= Paula R. Pietromonaco =

American psychologist

Paula R. Pietromonaco is an American psychologist known for her research on adult attachment, close relationships, and health.

==Career==
Pietromonaco received the 2019 Award for Distinguished Service on Behalf of Social and Personality Psychology from the Society for Personality and Social Psychology.

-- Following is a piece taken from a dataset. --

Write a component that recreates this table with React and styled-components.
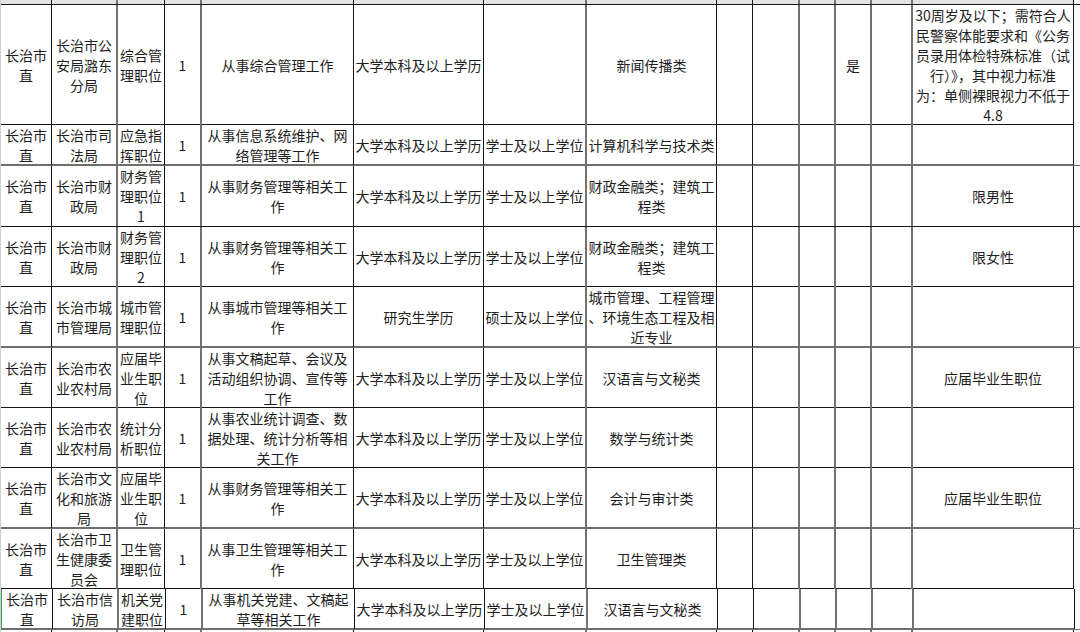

Pietromonaco has served in various editorial capacities for psychological journals, including as editor-in-chief of Emotion, associate editor of the Journal of Personality and Social Psychology, and associate editor of Psychological Science. As the editor-in-chief of Emotion, Pietromonaco stated her intent to prioritize research on affective processes and emotion, and encouraged submissions connecting different subdisciplines and fields. She also continued the journal's emphasis on diverse methodologies.

==Research==
Pietromonaco's research areas are:
- Attachment and health-related physiological stress processes
- Interpersonal mechanisms linking close relationships to health
- Impact of stressors (including the COVID-19 pandemic) on couples' relationship functioning
- Impact of cultural orientations (independence vs. interdependence) on couple processes

Pietromonaco obtained a grant from the National Cancer Institute for her project "Biopsychosocial Factors in Depression and Marriage: Implications for Cancer" (2008-2016).